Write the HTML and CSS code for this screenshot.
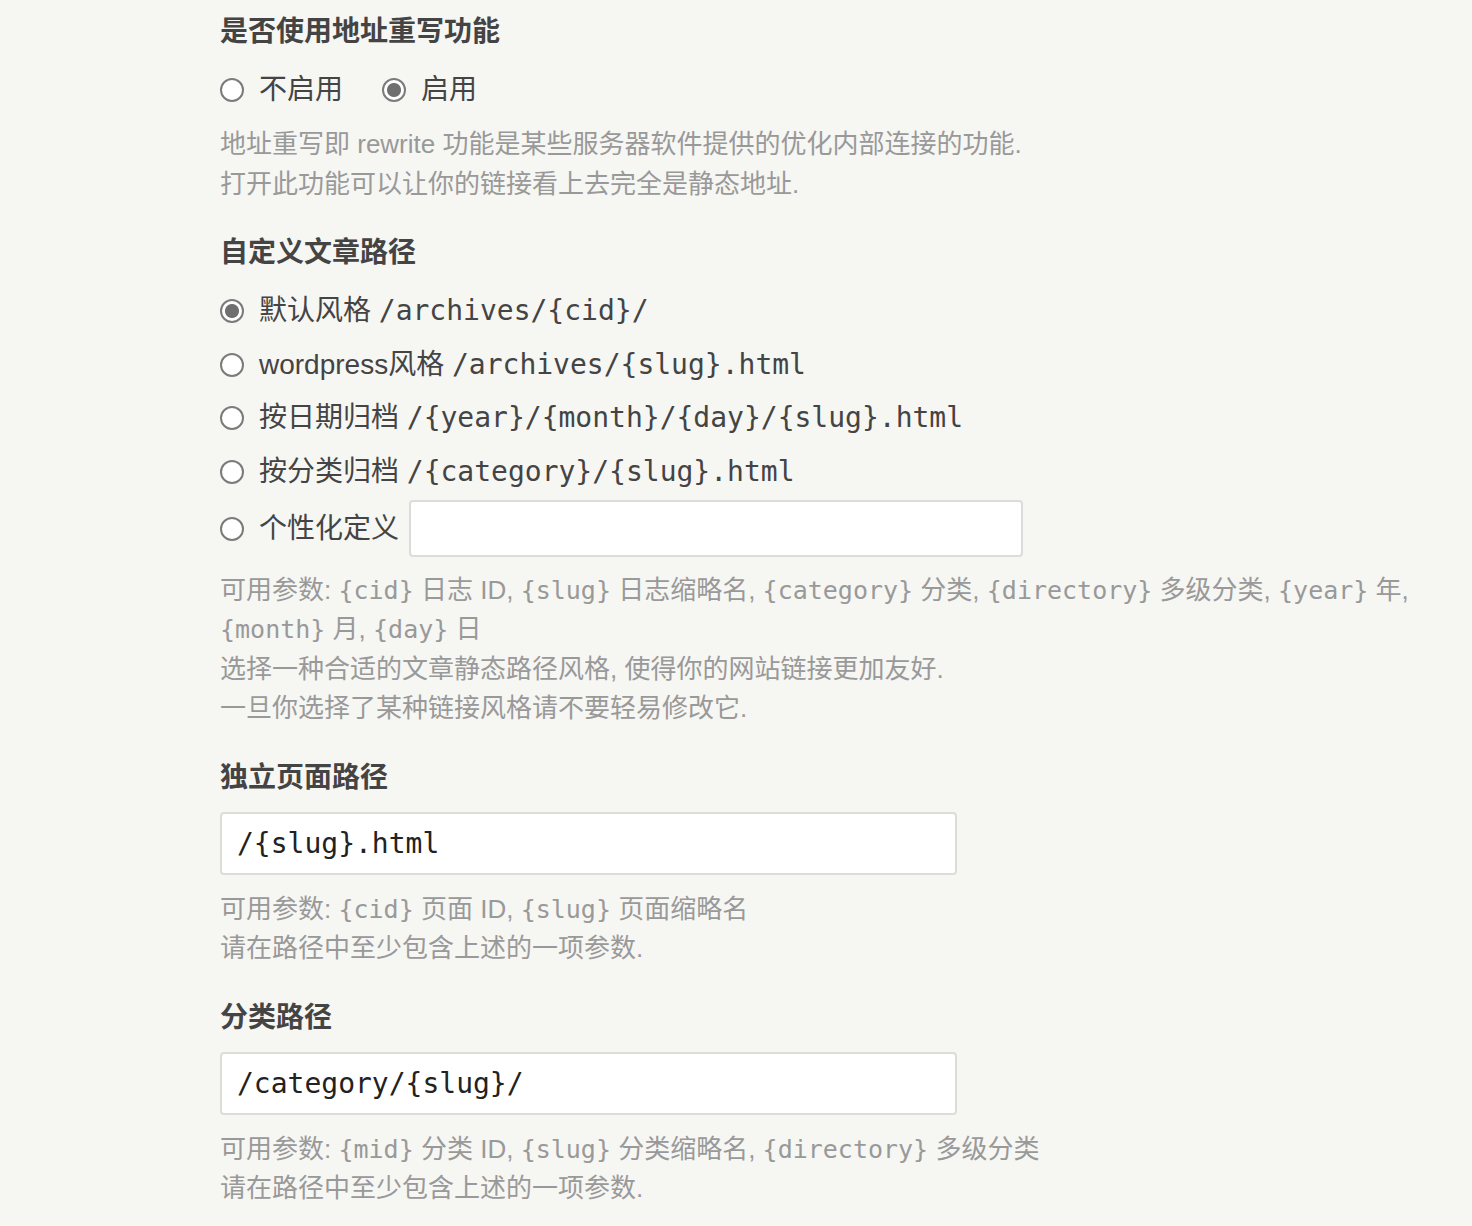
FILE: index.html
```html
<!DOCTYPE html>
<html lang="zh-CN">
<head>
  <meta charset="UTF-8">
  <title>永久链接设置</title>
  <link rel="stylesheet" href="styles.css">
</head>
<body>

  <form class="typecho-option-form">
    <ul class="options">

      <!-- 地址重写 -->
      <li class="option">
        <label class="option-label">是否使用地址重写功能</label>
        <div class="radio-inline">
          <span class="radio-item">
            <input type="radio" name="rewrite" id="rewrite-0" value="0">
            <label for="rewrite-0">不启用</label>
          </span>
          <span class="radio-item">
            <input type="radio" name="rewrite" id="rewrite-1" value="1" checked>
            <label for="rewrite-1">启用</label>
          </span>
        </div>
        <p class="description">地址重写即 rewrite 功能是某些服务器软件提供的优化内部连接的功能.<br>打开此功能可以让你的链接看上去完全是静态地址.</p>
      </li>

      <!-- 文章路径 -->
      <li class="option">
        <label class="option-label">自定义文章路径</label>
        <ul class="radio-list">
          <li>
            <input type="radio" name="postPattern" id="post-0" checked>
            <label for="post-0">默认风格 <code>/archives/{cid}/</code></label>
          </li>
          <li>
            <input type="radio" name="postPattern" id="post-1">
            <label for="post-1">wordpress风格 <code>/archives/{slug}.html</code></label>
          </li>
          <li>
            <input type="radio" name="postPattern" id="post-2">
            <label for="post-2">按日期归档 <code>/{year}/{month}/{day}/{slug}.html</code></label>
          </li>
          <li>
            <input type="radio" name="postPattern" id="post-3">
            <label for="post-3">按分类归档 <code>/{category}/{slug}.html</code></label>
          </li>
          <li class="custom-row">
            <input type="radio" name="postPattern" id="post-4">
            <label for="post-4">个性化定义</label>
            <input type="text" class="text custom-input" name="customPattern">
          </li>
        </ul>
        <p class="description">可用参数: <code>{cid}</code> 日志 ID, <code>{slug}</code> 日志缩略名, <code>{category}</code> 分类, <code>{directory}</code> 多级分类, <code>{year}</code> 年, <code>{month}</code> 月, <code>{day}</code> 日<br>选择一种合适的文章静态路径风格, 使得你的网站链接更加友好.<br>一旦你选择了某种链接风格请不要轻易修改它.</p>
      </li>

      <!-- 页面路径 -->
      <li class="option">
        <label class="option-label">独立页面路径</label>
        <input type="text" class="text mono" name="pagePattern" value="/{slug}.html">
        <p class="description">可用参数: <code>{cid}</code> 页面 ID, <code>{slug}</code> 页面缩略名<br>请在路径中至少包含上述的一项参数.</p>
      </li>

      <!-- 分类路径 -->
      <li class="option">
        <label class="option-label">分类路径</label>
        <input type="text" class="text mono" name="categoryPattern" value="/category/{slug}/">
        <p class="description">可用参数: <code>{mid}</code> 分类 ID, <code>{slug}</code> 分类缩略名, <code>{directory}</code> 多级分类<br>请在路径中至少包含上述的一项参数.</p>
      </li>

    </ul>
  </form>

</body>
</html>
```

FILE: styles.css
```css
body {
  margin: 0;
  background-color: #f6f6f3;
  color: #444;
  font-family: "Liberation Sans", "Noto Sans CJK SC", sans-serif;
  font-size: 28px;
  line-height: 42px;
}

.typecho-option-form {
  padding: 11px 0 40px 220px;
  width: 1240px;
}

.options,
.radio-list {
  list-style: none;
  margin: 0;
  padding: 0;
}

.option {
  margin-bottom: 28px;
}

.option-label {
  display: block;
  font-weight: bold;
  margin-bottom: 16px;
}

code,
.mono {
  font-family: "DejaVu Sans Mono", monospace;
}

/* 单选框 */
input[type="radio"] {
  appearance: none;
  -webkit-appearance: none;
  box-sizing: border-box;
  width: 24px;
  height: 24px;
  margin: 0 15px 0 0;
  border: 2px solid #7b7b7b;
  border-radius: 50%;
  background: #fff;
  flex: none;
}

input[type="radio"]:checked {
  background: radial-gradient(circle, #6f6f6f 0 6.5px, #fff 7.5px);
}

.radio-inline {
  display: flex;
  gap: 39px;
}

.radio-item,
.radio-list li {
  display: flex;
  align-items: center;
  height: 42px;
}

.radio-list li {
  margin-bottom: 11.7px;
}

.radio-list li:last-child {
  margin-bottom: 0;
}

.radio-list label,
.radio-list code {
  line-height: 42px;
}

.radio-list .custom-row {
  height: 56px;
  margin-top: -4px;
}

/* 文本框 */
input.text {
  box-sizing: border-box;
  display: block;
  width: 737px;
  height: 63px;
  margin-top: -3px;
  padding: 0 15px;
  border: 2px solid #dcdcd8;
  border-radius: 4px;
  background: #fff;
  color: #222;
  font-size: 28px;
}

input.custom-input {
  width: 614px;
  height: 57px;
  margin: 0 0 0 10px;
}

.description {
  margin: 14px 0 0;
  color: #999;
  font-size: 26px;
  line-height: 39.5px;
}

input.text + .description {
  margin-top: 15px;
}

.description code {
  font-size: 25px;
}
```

# Problem requirements
Set the pictures aside and transcribe the data above exactly.

# Full solution
Write the HTML and CSS code for this screenshot.
FILE: index.html
```html
<!DOCTYPE html>
<html lang="zh-CN">
<head>
  <meta charset="UTF-8">
  <title>永久链接设置</title>
  <link rel="stylesheet" href="styles.css">
</head>
<body>

  <form class="typecho-option-form">
    <ul class="options">

      <!-- 地址重写 -->
      <li class="option">
        <label class="option-label">是否使用地址重写功能</label>
        <div class="radio-inline">
          <span class="radio-item">
            <input type="radio" name="rewrite" id="rewrite-0" value="0">
            <label for="rewrite-0">不启用</label>
          </span>
          <span class="radio-item">
            <input type="radio" name="rewrite" id="rewrite-1" value="1" checked>
            <label for="rewrite-1">启用</label>
          </span>
        </div>
        <p class="description">地址重写即 rewrite 功能是某些服务器软件提供的优化内部连接的功能.<br>打开此功能可以让你的链接看上去完全是静态地址.</p>
      </li>

      <!-- 文章路径 -->
      <li class="option">
        <label class="option-label">自定义文章路径</label>
        <ul class="radio-list">
          <li>
            <input type="radio" name="postPattern" id="post-0" checked>
            <label for="post-0">默认风格 <code>/archives/{cid}/</code></label>
          </li>
          <li>
            <input type="radio" name="postPattern" id="post-1">
            <label for="post-1">wordpress风格 <code>/archives/{slug}.html</code></label>
          </li>
          <li>
            <input type="radio" name="postPattern" id="post-2">
            <label for="post-2">按日期归档 <code>/{year}/{month}/{day}/{slug}.html</code></label>
          </li>
          <li>
            <input type="radio" name="postPattern" id="post-3">
            <label for="post-3">按分类归档 <code>/{category}/{slug}.html</code></label>
          </li>
          <li class="custom-row">
            <input type="radio" name="postPattern" id="post-4">
            <label for="post-4">个性化定义</label>
            <input type="text" class="text custom-input" name="customPattern">
          </li>
        </ul>
        <p class="description">可用参数: <code>{cid}</code> 日志 ID, <code>{slug}</code> 日志缩略名, <code>{category}</code> 分类, <code>{directory}</code> 多级分类, <code>{year}</code> 年, <code>{month}</code> 月, <code>{day}</code> 日<br>选择一种合适的文章静态路径风格, 使得你的网站链接更加友好.<br>一旦你选择了某种链接风格请不要轻易修改它.</p>
      </li>

      <!-- 页面路径 -->
      <li class="option">
        <label class="option-label">独立页面路径</label>
        <input type="text" class="text mono" name="pagePattern" value="/{slug}.html">
        <p class="description">可用参数: <code>{cid}</code> 页面 ID, <code>{slug}</code> 页面缩略名<br>请在路径中至少包含上述的一项参数.</p>
      </li>

      <!-- 分类路径 -->
      <li class="option">
        <label class="option-label">分类路径</label>
        <input type="text" class="text mono" name="categoryPattern" value="/category/{slug}/">
        <p class="description">可用参数: <code>{mid}</code> 分类 ID, <code>{slug}</code> 分类缩略名, <code>{directory}</code> 多级分类<br>请在路径中至少包含上述的一项参数.</p>
      </li>

    </ul>
  </form>

</body>
</html>
```

FILE: styles.css
```css
body {
  margin: 0;
  background-color: #f6f6f3;
  color: #444;
  font-family: "Liberation Sans", "Noto Sans CJK SC", sans-serif;
  font-size: 28px;
  line-height: 42px;
}

.typecho-option-form {
  padding: 11px 0 40px 220px;
  width: 1240px;
}

.options,
.radio-list {
  list-style: none;
  margin: 0;
  padding: 0;
}

.option {
  margin-bottom: 28px;
}

.option-label {
  display: block;
  font-weight: bold;
  margin-bottom: 16px;
}

code,
.mono {
  font-family: "DejaVu Sans Mono", monospace;
}

/* 单选框 */
input[type="radio"] {
  appearance: none;
  -webkit-appearance: none;
  box-sizing: border-box;
  width: 24px;
  height: 24px;
  margin: 0 15px 0 0;
  border: 2px solid #7b7b7b;
  border-radius: 50%;
  background: #fff;
  flex: none;
}

input[type="radio"]:checked {
  background: radial-gradient(circle, #6f6f6f 0 6.5px, #fff 7.5px);
}

.radio-inline {
  display: flex;
  gap: 39px;
}

.radio-item,
.radio-list li {
  display: flex;
  align-items: center;
  height: 42px;
}

.radio-list li {
  margin-bottom: 11.7px;
}

.radio-list li:last-child {
  margin-bottom: 0;
}

.radio-list label,
.radio-list code {
  line-height: 42px;
}

.radio-list .custom-row {
  height: 56px;
  margin-top: -4px;
}

/* 文本框 */
input.text {
  box-sizing: border-box;
  display: block;
  width: 737px;
  height: 63px;
  margin-top: -3px;
  padding: 0 15px;
  border: 2px solid #dcdcd8;
  border-radius: 4px;
  background: #fff;
  color: #222;
  font-size: 28px;
}

input.custom-input {
  width: 614px;
  height: 57px;
  margin: 0 0 0 10px;
}

.description {
  margin: 14px 0 0;
  color: #999;
  font-size: 26px;
  line-height: 39.5px;
}

input.text + .description {
  margin-top: 15px;
}

.description code {
  font-size: 25px;
}
```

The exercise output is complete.